Mark Galli, who wrote one of the CT articles on this topic, is coming out with a book on liturgy this year. It should be good.

So, I think I have found my home, but I still love to visit the Baptist church of my youth, and the only other Anglican church I have visited was not someplace I would ever go again.

I'll pray for you as you discern your path. Have a good day~

Ragamuffin said...

I appreciate you sharing your experience and agree with your sentiments. I even wish I could find a church that's even more involved such as observing at least the daily morning prayers. I would love to gather with other Christians in a prayer service based on the BCP or Anglican Breviary. There's something really enriching about offering those prayers and inserting more specific requests when needed...but it would be even more so in a corporate, more communal setting.

Thank you for the prayers. I really appreciate them.

Unknown said...

Ragamuffin,

Many liturgical churches offer such services early in the morning and sometimes at noon. Ours does a couple times a week. In fact, it was the Wednesday noon eucharist service that I first visited.

I love those services too.

Blessings!

Christine A. Scheller said...

okay, that was me. Not sure what I did to turn into my husband. We are one flesh though right : )?

Ragamuffin said...

Heh. Tell Jeffery I said it was nice to meet him. ; ).
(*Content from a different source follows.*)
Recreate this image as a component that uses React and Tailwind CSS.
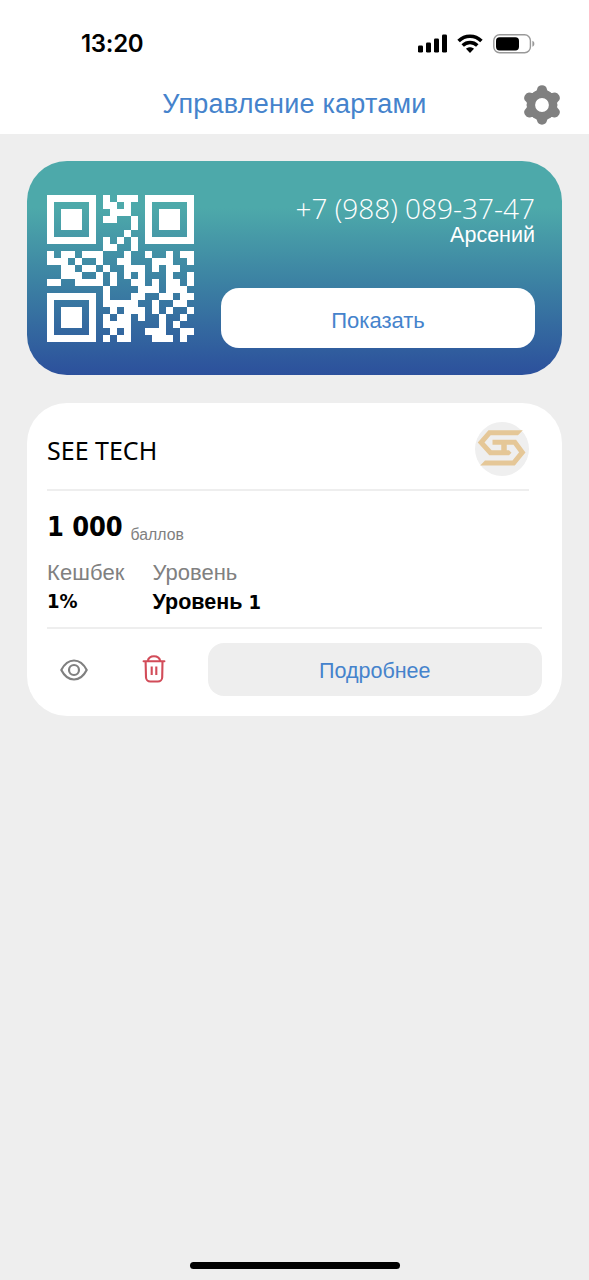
const QR_ROWS = [
  '111111101011101111111',
  '100000101101001000001',
  '101110100111001011101',
  '101110101100101011101',
  '101110100000101011101',
  '100000100001001000001',
  '111111101010101111111',
  '000000001100100000000',
  '101101110001001001011',
  '111010010011000111001',
  '001101101001110101100',
  '001110010101010001001',
  '110011110100110101101',
  '000000001000011101110',
  '111111101000110011011',
  '100000101111100100110',
  '101110100101110101001',
  '101110101011010010010',
  '101110101111000010100',
  '100000100101001110011',
  '111111101011000111010',
];

function QrCode() {
  const d = QR_ROWS.flatMap((row, y) =>
    [...row].map((bit, x) => (bit === '1' ? `M${x} ${y}h1v1h-1z` : ''))
  ).join('');
  return (
    <svg className="h-[147px] w-[147px] shrink-0" viewBox="0 0 21 21" shapeRendering="crispEdges">
      <path d={d} fill="#fff" />
    </svg>
  );
}

function SignalIcon() {
  return (
    <svg className="h-[19px] w-[30px]" viewBox="0 0 30 19">
      <rect x="0" y="11.4" width="5" height="7.2" rx="1.4" />
      <rect x="8" y="8.4" width="5" height="10.2" rx="1.4" />
      <rect x="16" y="4.4" width="5" height="14.2" rx="1.4" />
      <rect x="24" y="0.4" width="5" height="18.2" rx="1.4" />
    </svg>
  );
}

function WifiIcon() {
  return (
    <svg className="h-[19px] w-[26px]" viewBox="0 0 26 19" fill="none" stroke="#000" strokeWidth="3.5">
      <path d="M1.6 7C8 .5 18 .5 24.4 7" />
      <path d="M5.7 11.4c4.2-4 10.4-4 14.6 0" />
      <path d="M9 14.800c2.300-2 5.700-2 8 0L13 18.900z" fill="#000" stroke="none" />
    </svg>
  );
}

function BatteryIcon() {
  return (
    <svg className="h-5 w-[42px]" viewBox="0 0 42 20">
      <rect x="0.8" y="0.8" width="36.6" height="18" rx="5.8" fill="none" stroke="#999" strokeWidth="1.4" />
      <rect x="3" y="3.2" width="23" height="13.2" rx="3.6" />
      <path d="M39.4 6.8c2.6 1.2 2.6 4.8 0 6z" fill="#999" />
    </svg>
  );
}

function GearIcon() {
  return (
    <svg className="h-[42px] w-[42px]" viewBox="-21 -21 42 42" fill="#808080">
      <circle r="11.1" fill="none" stroke="#808080" strokeWidth="8.4" />
      {[0, 60, 120, 180, 240, 300].map((a) => (
        <path key={a} transform={`rotate(${a})`} d="M-8.6-12.800C-6.500-13-5.400-13.800-5-15.600A5.100 5.100 0 0 1 5-15.600C5.400-13.800 6.500-13 8.600-12.800L4-9h-8z" />
      ))}
    </svg>
  );
}

function BrandLogo() {
  return (
    <svg className="h-[54px] w-[54px]" viewBox="0 0 54 54">
      <circle cx="27" cy="27" r="27" fill="#efefef" />
      <g fill="none" stroke="#e5c797" strokeWidth="5">
        <path d="M43 10.700H14.600L6.100 20.500L15.400 30.800H34" />
        <path d="M10 41H38.600L47.300 30.400L39.800 20.200H17.500" />
        <path d="M29 20.200V30.800" strokeWidth="5.500" />
      </g>
      <path d="M43 8.200h4.800L43 13.200zM10 43.500H5.200L10 38.500zM34 28.300l2.500 2.500L34 33.300z" fill="#e5c797" />
    </svg>
  );
}

function EyeIcon() {
  return (
    <svg className="h-[22px] w-7" viewBox="0 0 28 22" fill="none" stroke="#808080" strokeWidth="2.2">
      <path d="M1.300 11C4.500 4.800 9 1.500 14 1.500S23.500 4.800 26.700 11C23.500 17.200 19 20.500 14 20.500S4.500 17.200 1.300 11z" strokeLinejoin="round" />
      <circle cx="14" cy="11" r="5" />
    </svg>
  );
}

function TrashIcon() {
  return (
    <svg className="h-7 w-6" viewBox="0 0 24 28" fill="none" stroke="#d24c59" strokeWidth="2.1">
      <path d="M1.600 6.200h20.800" strokeLinecap="round" />
      <path d="M5.800 6C6.400 2.800 8.600 1.300 12 1.300S17.600 2.800 18.200 6" />
      <path d="M3.600 6.200L4 22.200a4.300 4.300 0 0 0 4.300 4.300h7.600a4.300 4.300 0 0 0 4.300-4.300L20.500 6.200" />
      <path d="M9.700 11.500v8.600M14.300 11.500v8.600" />
    </svg>
  );
}

export default function App() {
  return (
    <div className="flex h-[1280px] w-[589px] flex-col overflow-hidden bg-[#eee] font-['Liberation_Sans',sans-serif] text-black">
      <header className="h-[134px] shrink-0 bg-white">
        <div className="flex h-[74px] items-center justify-between pt-[13px] pr-[54px] pl-[81px]">
          <time className="font-['Inter',sans-serif] text-[24px] leading-[30px] font-semibold tracking-[-0.3px]">13:20</time>
          <div className="flex items-center">
            <SignalIcon />
            <div className="ml-[9px] flex"><WifiIcon /></div>
            <div className="ml-[10px] flex"><BatteryIcon /></div>
          </div>
        </div>
        <div className="grid h-[60px] grid-cols-[68px_1fr_68px] items-center pr-[26px] pl-[26px]">
          <span />
          <h1 className="text-center text-[27px] leading-[30px] tracking-[0.23px] whitespace-nowrap text-[#4583cc]">Управление картами</h1>
          <div className="flex justify-end pt-0.5"><GearIcon /></div>
        </div>
      </header>

      <main className="flex flex-col gap-7 px-[27px] pt-[27px]">
        <section className="flex h-[214px] gap-[27px] rounded-[40px] bg-[linear-gradient(180deg,#4da9aa_0%,#4da9aa_22%,#3c82a3_56%,#2c509c_100%)] pt-[34px] pr-[27px] pl-5">
          <QrCode />
          <div className="flex flex-1 flex-col text-right text-white">
            <p className="font-['Open_Sans',sans-serif] text-[28px] leading-[27px] font-[350] whitespace-nowrap">+7 (988) 089-37-47</p>
            <p className="text-[21.5px] leading-[26px]">Арсений</p>
            <button className="mt-10 h-[60px] rounded-[18px] bg-white pt-[5px] text-[22px] text-[#4583cc]">Показать</button>
          </div>
        </section>

        <section className="h-[313px] rounded-[40px] bg-white px-5 pt-[19px]">
          <div className="mr-[13px] flex h-[69px] items-start justify-between border-b-2 border-[#eee]">
            <h2 className="pt-[13px] font-['Noto_Sans',sans-serif] text-[25px] leading-[30px]">SEE TECH</h2>
            <BrandLogo />
          </div>
          <div className="flex h-[68px] gap-2 pt-[19px]">
            <strong className="font-['DejaVu_Sans_Condensed','DejaVu_Sans',sans-serif] text-[27px] leading-[34px] font-bold tracking-[-0.1px]">1 000</strong>
            <span className="pt-[11px] text-[15.8px] leading-7 text-[#808080]">баллов</span>
          </div>
          <dl className="flex h-[68px] gap-7 text-[22px] leading-7">
            <div>
              <dt className="tracking-[0.1px] text-[#808080]">Кешбек</dt>
              <dd className="font-['DejaVu_Sans_Condensed','DejaVu_Sans',sans-serif] text-[20px] leading-[29px] font-bold">1%</dd>
            </div>
            <div>
              <dt className="text-[#808080]">Уровень</dt>
              <dd className="text-[21.5px] leading-[30px] font-bold">Уровень <span className="font-['DejaVu_Sans_Condensed','DejaVu_Sans',sans-serif] text-[20px]">1</span></dd>
            </div>
          </dl>
          <div className="flex items-center border-t-2 border-[#eee] pt-[14px]">
            <button className="ml-[13px] flex"><EyeIcon /></button>
            <button className="ml-[54px] flex pb-0.5"><TrashIcon /></button>
            <button className="ml-[41.5px] h-[53px] flex-1 rounded-2xl bg-[#eee] pt-[4px] text-[21.5px] text-[#4583cc]">Подробнее</button>
          </div>
        </section>
      </main>

      <div className="mt-auto mb-[11px] h-[7px] w-[210px] self-center rounded-full bg-black" />
    </div>
  );
}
Two of the three Anglican churches here in town don't do that. One because they are using another churches facility until theirs gets built. There is one that does do this on Fridays, but its that very small church I mentioned visiting that uses the 1928 BCP and all that. The entire congregation was 20 people. My only fear is that if I start coming, it will raise their hopes that my family may start attending there. They were quite eager for a young family like ours to become a part of their church, but I really didn't feel like it was the place for us.